Woodworking Saw types – a primer

Woodworking saw types – a primer

There are two major classes of saws: Japanese and western saws. As the name suggest Japanese saws originate in Japan and wester saws in ‘the west’, namely Britain and north America.

Japanese saws

Japanese saws cut on the pull stroke, unlike most western saws that cut on the push stroke. Cutting on the pull stroke tends to make it easier for the beginner woodworker to master sawing. Also, due to their thinner blades, Japanese saws leave a narrower kerf (cut width).

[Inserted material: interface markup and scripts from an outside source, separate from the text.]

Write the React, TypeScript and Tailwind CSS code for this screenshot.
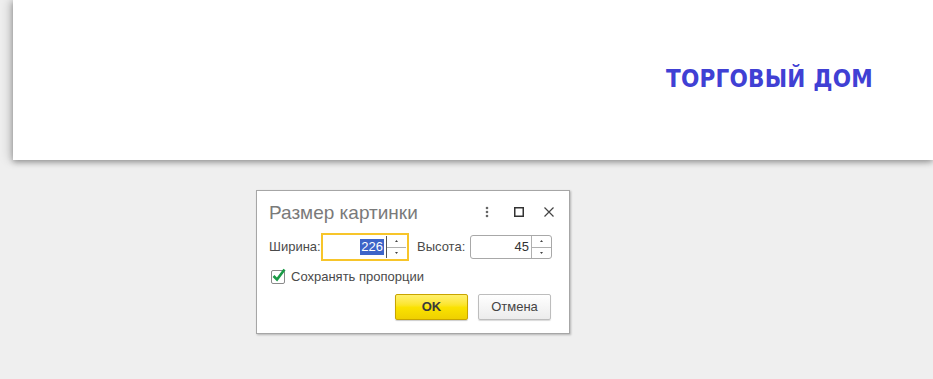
import React from "react";

const font = { fontFamily: '"Liberation Sans", Arial, sans-serif' };

function Arrows({ line }: { line: string }) {
  return (
    <div className={`flex h-full w-[20px] flex-col border-l ${line}`}>
      <div className="flex flex-1 items-center justify-center border-b border-[#b0b0b0]">
        <svg width="3" height="2" viewBox="0 0 3 2">
          <path d="M0 2 L1.5 0 L3 2 Z" fill="#444" />
        </svg>
      </div>
      <div className="flex flex-1 items-center justify-center">
        <svg width="3" height="2" viewBox="0 0 3 2">
          <path d="M0 0 L1.5 2 L3 0 Z" fill="#444" />
        </svg>
      </div>
    </div>
  );
}

export default function App() {
  return (
    <div className="h-[379px] w-[933px] overflow-hidden bg-[#efefef]" style={font}>
      <div className="ml-[13px] flex h-[160px] w-[920px] items-center justify-end bg-white pb-[2px] pr-[60px] shadow-[0_2px_6px_rgba(0,0,0,0.35),-4px_0_10px_rgba(0,0,0,0.15)]">
        <span
          className="text-[24px] font-bold tracking-[0.2px] text-[#4040d4]"
          style={{ fontFamily: '"Comic Sans MS", "DejaVu Sans Condensed", "DejaVu Sans", sans-serif', fontStretch: "condensed" }}
        >
          ТОРГОВЫЙ ДОМ
        </span>
      </div>

      <div className="ml-[256px] mt-[30px] flex h-[144px] w-[314px] flex-col border border-[#a6a6a6] bg-white pl-[12px] pr-[12px] shadow-[1px_1px_2px_rgba(0,0,0,0.25)]">
        <div className="mt-[10px] flex h-[22px] items-center">
          <span className="flex-1 text-[19px] leading-none text-[#7a7a7a]">Размер картинки</span>
          <div className="flex items-center">
            <svg width="4" height="12" viewBox="0 0 4 12" className="mr-[25px]">
              <circle cx="2" cy="2" r="1.3" fill="#666" />
              <circle cx="2" cy="6" r="1.3" fill="#666" />
              <circle cx="2" cy="10" r="1.3" fill="#666" />
            </svg>
            <svg width="10" height="10" viewBox="0 0 10 10" className="mr-[20px]">
              <rect x="0.75" y="0.75" width="8.5" height="8.5" fill="none" stroke="#333" strokeWidth="1.5" />
            </svg>
            <svg width="10" height="10" viewBox="0 0 10 10" className="mr-[3px]">
              <path d="M0.5 0.5 L9.5 9.5 M9.5 0.5 L0.5 9.5" stroke="#444" strokeWidth="1.2" />
            </svg>
          </div>
        </div>

        <div className="mt-[10px] flex h-[28px] items-center text-[13px] text-[#4a4a4a]">
          <span className="w-[52px]">Ширина:</span>
          <div className="flex h-[28px] w-[88px] items-stretch border-2 border-[#f7c52a] bg-white">
            <div className="flex flex-1 items-center justify-end">
              <span className="bg-[#3d64c8] px-[1px] leading-[16px] text-white">226</span>
              <div className="w-[2px]" />
            </div>
            <div className="py-[1px]">
              <Arrows line="border-[#555]" />
            </div>
            <div className="w-[1px]" />
          </div>
          <span className="ml-[8px] w-[53px]">Высота:</span>
          <div className="flex h-[24px] w-[82px] items-stretch overflow-hidden rounded-[3px] border border-[#a8a8a8] bg-white">
            <div className="flex flex-1 items-center justify-end pr-[2px]">
              <span className="text-[#333]">45</span>
            </div>
            <Arrows line="border-[#b0b0b0]" />
          </div>
        </div>

        <div className="mt-[8px] flex h-[16px] items-center text-[13px] text-[#4a4a4a]">
          <div className="relative ml-[2px] mr-[6px] h-[14px] w-[14px] rounded-[2px] border border-[#8a8a8a] bg-white">
            <svg width="16" height="16" viewBox="0 0 16 16" className="absolute left-[-1px] top-[-4px]">
              <path d="M2.5 9 L6 12.5 L13.5 2.5" fill="none" stroke="#1a9a46" strokeWidth="2.6" />
            </svg>
          </div>
          <span>Сохранять пропорции</span>
        </div>

        <div className="mt-[9px] flex justify-end pr-[6px]">
          <button className="flex h-[26px] w-[73px] items-center justify-center rounded-[2px] border border-[#c8a400] bg-gradient-to-b from-[#fff06a] via-[#fbe300] to-[#efd000] text-[13px] font-bold text-[#3a3a3a] shadow-[0_1px_1px_rgba(0,0,0,0.2)]">
            OK
          </button>
          <button className="ml-[10px] flex h-[26px] w-[73px] items-center justify-center rounded-[2px] border border-[#bdbdbd] bg-gradient-to-b from-white to-[#ececec] text-[13px] text-[#444] shadow-[0_1px_1px_rgba(0,0,0,0.15)]">
            Отмена
          </button>
        </div>
      </div>
    </div>
  );
}
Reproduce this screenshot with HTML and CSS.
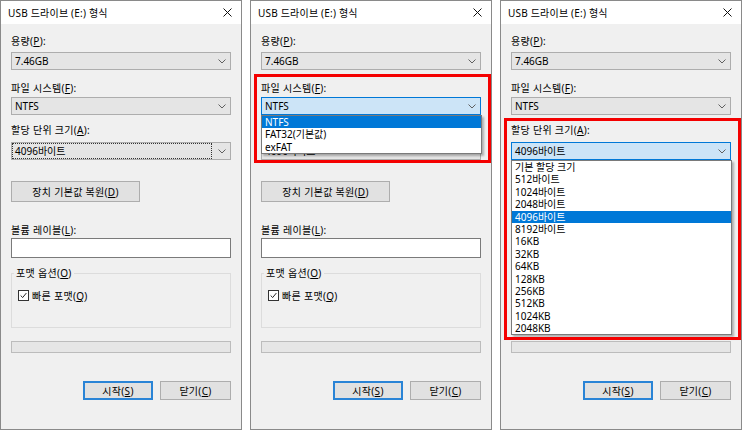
FILE: index.html
```html
<!DOCTYPE html>
<html lang="ko">
<head>
  <meta charset="UTF-8">
  <meta name="viewport" content="width=device-width, initial-scale=1.0">
  <title>USB 드라이브 (E:) 형식</title>
  <link rel="stylesheet" href="styles.css">
</head>
<body>
  <div class="screens">

    <!-- 1. 기본 화면 -->
    <div class="dialog">
      <div class="titlebar">
        <span>USB 드라이브 (E:) 형식</span>
        <svg class="close" viewBox="0 0 9 9"><path d="M0.5 0.5L8.5 8.5M8.5 0.5L0.5 8.5"/></svg>
      </div>
      <div class="content">
        <div class="label size-label">용량(<u>P</u>):</div>
        <div class="combo size-box"><span class="val">7.46GB</span><svg class="arrow" viewBox="0 0 8 5"><path d="M0.5 0.5L4 4L7.5 0.5"/></svg></div>
        <div class="label fs-label">파일 시스템(<u>F</u>):</div>
        <div class="combo fs-box"><span class="val">NTFS</span><svg class="arrow" viewBox="0 0 8 5"><path d="M0.5 0.5L4 4L7.5 0.5"/></svg></div>
        <div class="label unit-label">할당 단위 크기(<u>A</u>):</div>
        <div class="combo unit-box"><span class="val focus">4096바이트</span><svg class="arrow" viewBox="0 0 8 5"><path d="M0.5 0.5L4 4L7.5 0.5"/></svg></div>
        <button class="btn restore">장치 기본값 복원(<u>D</u>)</button>
        <div class="label vol-label">볼륨 레이블(<u>L</u>):</div>
        <input class="vol-input" type="text">
        <fieldset class="options">
          <legend>포맷 옵션(<u>O</u>)</legend>
          <label class="check"><span class="box"><svg viewBox="0 0 11 11"><path d="M2 5.5L4.5 8L9 2.5"/></svg></span><span>빠른 포맷(<u>Q</u>)</span></label>
        </fieldset>
        <div class="progress"></div>
        <div class="actions">
          <button class="btn start">시작(<u>S</u>)</button>
          <button class="btn close-btn">닫기(<u>C</u>)</button>
        </div>
      </div>
    </div>

    <!-- 2. 파일 시스템 목록 -->
    <div class="dialog">
      <div class="titlebar">
        <span>USB 드라이브 (E:) 형식</span>
        <svg class="close" viewBox="0 0 9 9"><path d="M0.5 0.5L8.5 8.5M8.5 0.5L0.5 8.5"/></svg>
      </div>
      <div class="content">
        <div class="label size-label">용량(<u>P</u>):</div>
        <div class="combo size-box"><span class="val">7.46GB</span><svg class="arrow" viewBox="0 0 8 5"><path d="M0.5 0.5L4 4L7.5 0.5"/></svg></div>
        <div class="label fs-label">파일 시스템(<u>F</u>):</div>
        <div class="combo fs-box open"><span class="val">NTFS</span><svg class="arrow" viewBox="0 0 8 5"><path d="M0.5 0.5L4 4L7.5 0.5"/></svg>
          <ul class="droplist">
            <li class="sel">NTFS</li>
            <li>FAT32(기본값)</li>
            <li>exFAT</li>
          </ul>
        </div>
        <div class="label unit-label">할당 단위 크기(<u>A</u>):</div>
        <div class="combo unit-box"><span class="val">4096바이트</span><svg class="arrow" viewBox="0 0 8 5"><path d="M0.5 0.5L4 4L7.5 0.5"/></svg></div>
        <button class="btn restore">장치 기본값 복원(<u>D</u>)</button>
        <div class="label vol-label">볼륨 레이블(<u>L</u>):</div>
        <input class="vol-input" type="text">
        <fieldset class="options">
          <legend>포맷 옵션(<u>O</u>)</legend>
          <label class="check"><span class="box"><svg viewBox="0 0 11 11"><path d="M2 5.5L4.5 8L9 2.5"/></svg></span><span>빠른 포맷(<u>Q</u>)</span></label>
        </fieldset>
        <div class="progress"></div>
        <div class="actions">
          <button class="btn start">시작(<u>S</u>)</button>
          <button class="btn close-btn">닫기(<u>C</u>)</button>
        </div>
      </div>
      <div class="mark mark-fs"></div>
    </div>

    <!-- 3. 할당 단위 목록 -->
    <div class="dialog">
      <div class="titlebar">
        <span>USB 드라이브 (E:) 형식</span>
        <svg class="close" viewBox="0 0 9 9"><path d="M0.5 0.5L8.5 8.5M8.5 0.5L0.5 8.5"/></svg>
      </div>
      <div class="content">
        <div class="label size-label">용량(<u>P</u>):</div>
        <div class="combo size-box"><span class="val">7.46GB</span><svg class="arrow" viewBox="0 0 8 5"><path d="M0.5 0.5L4 4L7.5 0.5"/></svg></div>
        <div class="label fs-label">파일 시스템(<u>F</u>):</div>
        <div class="combo fs-box"><span class="val">NTFS</span><svg class="arrow" viewBox="0 0 8 5"><path d="M0.5 0.5L4 4L7.5 0.5"/></svg></div>
        <div class="label unit-label">할당 단위 크기(<u>A</u>):</div>
        <div class="combo unit-box open"><span class="val">4096바이트</span><svg class="arrow" viewBox="0 0 8 5"><path d="M0.5 0.5L4 4L7.5 0.5"/></svg>
          <ul class="droplist">
            <li>기본 할당 크기</li>
            <li>512바이트</li>
            <li>1024바이트</li>
            <li>2048바이트</li>
            <li class="sel">4096바이트</li>
            <li>8192바이트</li>
            <li>16KB</li>
            <li>32KB</li>
            <li>64KB</li>
            <li>128KB</li>
            <li>256KB</li>
            <li>512KB</li>
            <li>1024KB</li>
            <li>2048KB</li>
          </ul>
        </div>
        <button class="btn restore">장치 기본값 복원(<u>D</u>)</button>
        <div class="label vol-label">볼륨 레이블(<u>L</u>):</div>
        <input class="vol-input" type="text">
        <fieldset class="options">
          <legend>포맷 옵션(<u>O</u>)</legend>
          <label class="check"><span class="box"><svg viewBox="0 0 11 11"><path d="M2 5.5L4.5 8L9 2.5"/></svg></span><span>빠른 포맷(<u>Q</u>)</span></label>
        </fieldset>
        <div class="progress"></div>
        <div class="actions">
          <button class="btn start">시작(<u>S</u>)</button>
          <button class="btn close-btn">닫기(<u>C</u>)</button>
        </div>
      </div>
      <div class="mark mark-unit"></div>
    </div>

  </div>
</body>
</html>
```

FILE: styles.css
```css
*,*::before,*::after{
  margin: 0;
  padding: 0;
  box-sizing: border-box;
}
body{
  background: #fff;
  font-family: "Noto Sans", "Noto Sans CJK KR", sans-serif;
  font-size: 10px;
  color: #000;
  overflow: hidden;
}
u{
  text-decoration: underline;
  text-underline-offset: 1px;
}

.screens{
  display: flex;
  gap: 8px;
}
.dialog{
  position: relative;
  width: 242px;
  height: 430px;
  border: 1px solid #8a8a8a;
  background: #f0f0f0;
  display: flex;
  flex-direction: column;
}
.titlebar{
  height: 23px;
  background: #fff;
  display: flex;
  align-items: center;
  justify-content: space-between;
  padding: 0 9px 0 7px;
  white-space: nowrap;
  letter-spacing: .2px;
}
.close{
  width: 9px;
  height: 9px;
}
.close path{
  stroke: #111;
  stroke-width: 1;
  fill: none;
}

.content{
  padding: 0 10px;
  display: flex;
  flex-direction: column;
}
.label{
  height: 14px;
  line-height: 14px;
  white-space: nowrap;
  letter-spacing: .3px;
}
.size-label{ margin-top: 10px; }
.fs-label{ margin-top: 11px; }
.unit-label{ margin-top: 8px; }
.vol-label{ margin-top: 21px; }

.combo{
  position: relative;
  height: 18px;
  border: 1px solid #adadad;
  background: #e5e5e5;
  display: flex;
  align-items: center;
}
.size-box{ margin-top: 4px; }
.fs-box{ margin-top: 2px; }
.unit-box{ margin-top: 5px; }
.combo.open{
  background: #cce4f7;
  border-color: #0078d7;
}
.combo .val{
  flex: 1;
  height: 14px;
  line-height: 14px;
  margin: 1px;
  padding-left: 2px;
  white-space: nowrap;
}
.combo .val.focus{
  outline: 1px dotted #333;
  outline-offset: 0;
}
.arrow{
  width: 8px;
  height: 5px;
  margin: 0 4px 0 6px;
}
.arrow path{
  fill: none;
  stroke: #606060;
  stroke-width: 1;
}

.droplist{
  position: absolute;
  top: calc(100% + 1px);
  left: -1px;
  right: -2px;
  list-style: none;
  background: #fff;
  border: 1px solid #7a7a7a;
  box-shadow: 2px 2px 2px rgba(0,0,0,.28);
  z-index: 2;
}
.droplist li{
  height: 12.4px;
  line-height: 12.4px;
  padding-left: 3px;
  white-space: nowrap;
}
.droplist li.sel{
  background: #0078d7;
  color: #fff;
}

.btn{
  font: inherit;
  color: #000;
  height: 21px;
  border: 1px solid #adadad;
  background: #e1e1e1;
  letter-spacing: .3px;
  cursor: pointer;
}
.restore{
  width: 129px;
  margin-top: 21px;
}

.vol-input{
  margin-top: 1px;
  height: 20px;
  width: 100%;
  border: 1px solid #7a7a7a;
  background: #fff;
  outline: none;
}

.options{
  margin-top: 8px;
  border: 1px solid #dcdcdc;
  padding: 9px 6px 25px;
  min-width: 0;
  letter-spacing: .3px;
}
.options legend{
  line-height: 14px;
  padding: 0 2px;
  margin-left: -4px;
}
.check{
  display: flex;
  align-items: center;
  gap: 3px;
  height: 13px;
  white-space: nowrap;
}
.check .box{
  width: 11px;
  height: 11px;
  border: 1px solid #333;
  background: #fff;
  display: flex;
}
.check .box svg{
  width: 9px;
  height: 9px;
}
.check .box path{
  fill: none;
  stroke: #222;
  stroke-width: 1.2;
}

.progress{
  margin-top: 13px;
  height: 12px;
  border: 1px solid #bcbcbc;
  background: #e6e6e6;
}

.actions{
  margin-top: 28px;
  display: flex;
  justify-content: flex-end;
  gap: 7px;
}
.actions .btn{
  height: 19px;
}
.start{
  width: 70px;
  border: 2px solid #2a84d6;
}
.close-btn{
  width: 71px;
}

/* 빨간 강조 박스 */
.mark{
  position: absolute;
  left: 3px;
  width: 237px;
  border: 3px solid #f40000;
  pointer-events: none;
  z-index: 3;
}
.mark-fs{
  top: 73px;
  height: 89px;
}
.mark-unit{
  top: 117px;
  height: 222px;
}
```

There are three main types of Japanese saws:

Dozuki saw

The Japanese equivalent of a backsaw and with very fine teeth. These characteristics make them ideal for fine work such as dovetails and other joinery.
Dozuki saws are a type of backsaw. The Japanese term means “attached trunk”, thus a saw with a stiffening strip attached, i.e., a backsaw. The tool of choice for making dovetails, mortise and tenon and any other fine joinery.

Ryoba saw

Multi-purpose saw with two cutting edges, one for cross-cut and one for rip cut. This makes them very convenient as you do not have to change saws when cutting workpieces to length and width.
Ryoba are multi-purpose saws with two cutting edges which means you get two saws in one. The Japanese term indeed means ‘double blade’. Ryobas typically have trapezoidal teeth for cross cuts on one side and triangular teeth for rip cuts on the other. The teeth are fine enough for very precise cutting—the next-best thing to a dozuki saw for joinery work.

Kataba saw

A handsaw with only one row of teeth filled to rip or cross cutting, and a wide blade to help keep the saw on track when doing long cuts.
Kataba are precision saws without back and with teeth on one side only. Used for cutting to length, deep cuts, where a Ryoba double-sided design would not work as well. Thanks to the flexible blade also ideal for working in hard-to-reach places.

Western saws

Dovetail saws

Small, specialist backsaws for dovetails. Dovetail saws have a high number of teeth per inch (15-40 T.P.I.) with teeth sharpened in a rip tooth pattern and minimal set to leave a narrow kerf. This rip tooth pattern also performs well in cross-cutting operations in dovetail-making.

Tenon saws

Used for cutting tenons for mortise and tenon joinery, tenon saws typically come in either rip and crosscut teeth filing. The teeth pitch tends to be relatively fine (although coarser than dovetail saws) at 13 TPI to ensure a balance between finesse and speed of cut.

Hand saws

Handsaws have been around for thousands of years. Today, both rip and crosscut, re-sharpenable handsaws are essential items in the modern woodworker’s toolbox.